# Feeling a failure to my rat right now!



## cfearnley (Jun 27, 2013)

Feeling like a bit of a failure at the moment with my rat Russell! 

Getting him a friend or two next week so he's not a lone rat anymore. Then I find out his cage in inappropriate, so I've put a bid in for another rat cage (I'll attach a picture of it so I can get your feedback) 

And now I find out his bedding which is sold as rat bedding, is also inappropriate. It's those wood flakes. Thank god for the Internet cos the people I've spoke to have no clue! So what do I use for his bedding? I don't want to use newspaper incase the ink is toxic or the ink comes off on his white coat.

I need advice.


----------



## Laura123 (Aug 6, 2012)

Listen don't feel a failure. Most people who started out with rats started out like you, I know I did. My first rats were about 20 years ago and the internet was not a huge source of knowledge like it is now. Newspaper, tea towels or fleece can be used in the meantime or shredded paper. I use bedxcel for substate ( it's like little card board squares) and I get it from a local horse supply shop. Good luck and try not to worry too much it's a steep learning curve at first. Just keep reading and asking


----------



## cfearnley (Jun 27, 2013)

Thanks! Forgot to attach the photo of the cage I'm bidding on. Ill add it here now!


----------



## Laura123 (Aug 6, 2012)

Yeah it's a furet plus. Great for 2/3 guys.


----------



## Maltey (Nov 29, 2011)

Hey, at least you're listening to the advice and trying to do what's best for your guys 

Newspaper shouldn't be toxic- yes the ink might stain his fur but that's fixable. Wood flakes actually aren't the end of the world- I know a lot of people (including breeders) use them with no issues. However if you want to change cardboard squares (green mile, ecobed, finacard), megazorb, auboise, hemcore/flaxcore are good alternatives. Carefresh is also good but fairly expensive. You could also go for fleece.
Good luck winning the cage but if you don't get it try this:

http://www.littlepetwarehouse.co.uk/mamble-hamster-narrow-100cm-cage-p-12642.html

You also get 10% off with the code fancyrats and if the offer's still on a free hammock


----------



## fatrat (May 14, 2012)

Don't feel like a failure! You're asking for advice in the right place and taking that advice on board. Already you have shown you care for your rat more than most rat owners do. Your rattie, and his new friend(s), are going to have a great life with you  this is just a little hiccup and you will come out of it knowing more


----------



## halfeatenapple (Jan 2, 2013)

Seriously, you are being given wrong information and many shops don't care enough to get their info right. You are the opposite of a failure cos you have come on here and asked people in the know! So actually, good for you, you are a good rat owner!


----------



## cfearnley (Jun 27, 2013)

Aww thanks guys! Trying my best for him here! Love the little fella so much! He seems happy. Just don't wanna do anything that could harm him.


----------



## blade100 (Aug 24, 2009)

You wait till he gets a couple of friends!  he will be in total bliss.
It's lovely to watch them playfight, groom each other and cuddle up to in the hammocks. 
Have you looked on preloved for baby ratties in your area? Or gumtree?


----------



## kat04kt (Sep 11, 2011)

Ok so what you need is Rat Rations!

ratRations.com, Rat food, base mixes and herbs

Finacard is a fab substrate.

For diet - No11a or No11b - complete mix.

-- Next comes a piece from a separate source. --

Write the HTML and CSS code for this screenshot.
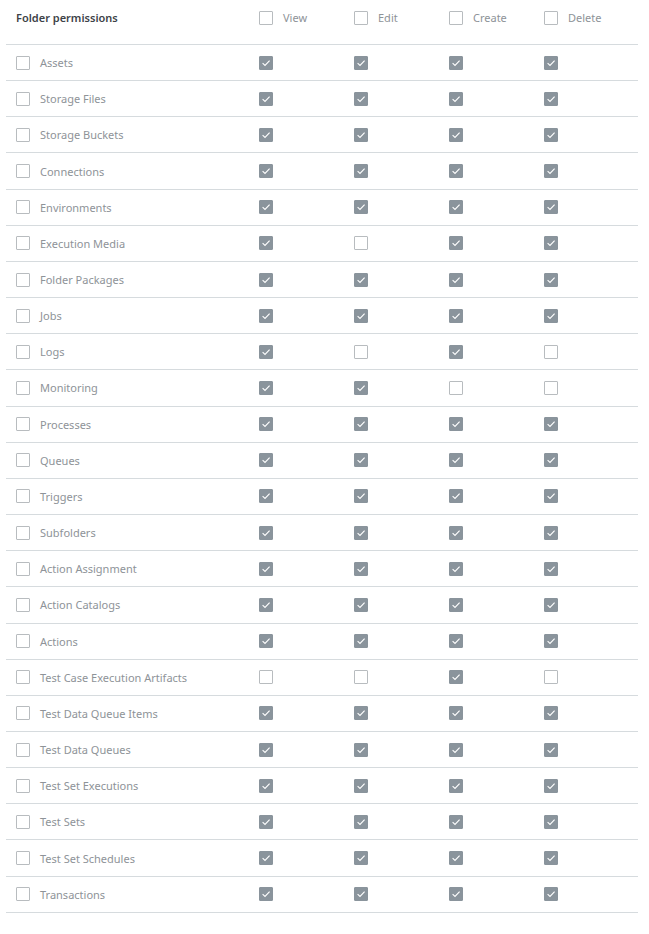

Antos treat bones they adore, along with coconut swirls and banana chips - as treats mind.

Pretty much anything you want rat related you can find on that website.

Also for cool hammocks - fuzzbutt (the lady is away at the moment though she'll be back in about a week I think). 
cosybedandburrows
Sarah's Rat accessories
The rat warehouse

Happy shopping 

P.s How much are you looking to spend on a cage? I have an Aurora 600 I was going to ebay, I live in Manchester too - but it's a friggin enormous cage! And I haven't decided yet but probably want about £100 for it. This is the Aurora.



P.p.s I also have the top part but not the base for a ferplast furet plus - you can make them into a tower for a truly fab cage. It's really easy to do. If you're interested in doing this - I don't mind selling you the top part for like a tenner - I can meet you at Sale tram station for an exchange. Just pm me if you're interested, I won't be ebaying it as it's just the top half but I will throw in one of the grey shelves  It's quite a popular thing to do though, so no doubt someone will want it at some point! This is what the Ferplast Furet tower looks like when you've made it up.



p.p.p.s if you were interested in the Aurora I'd organise getting it to you as there is no way you could bring it back on the tram....lol


----------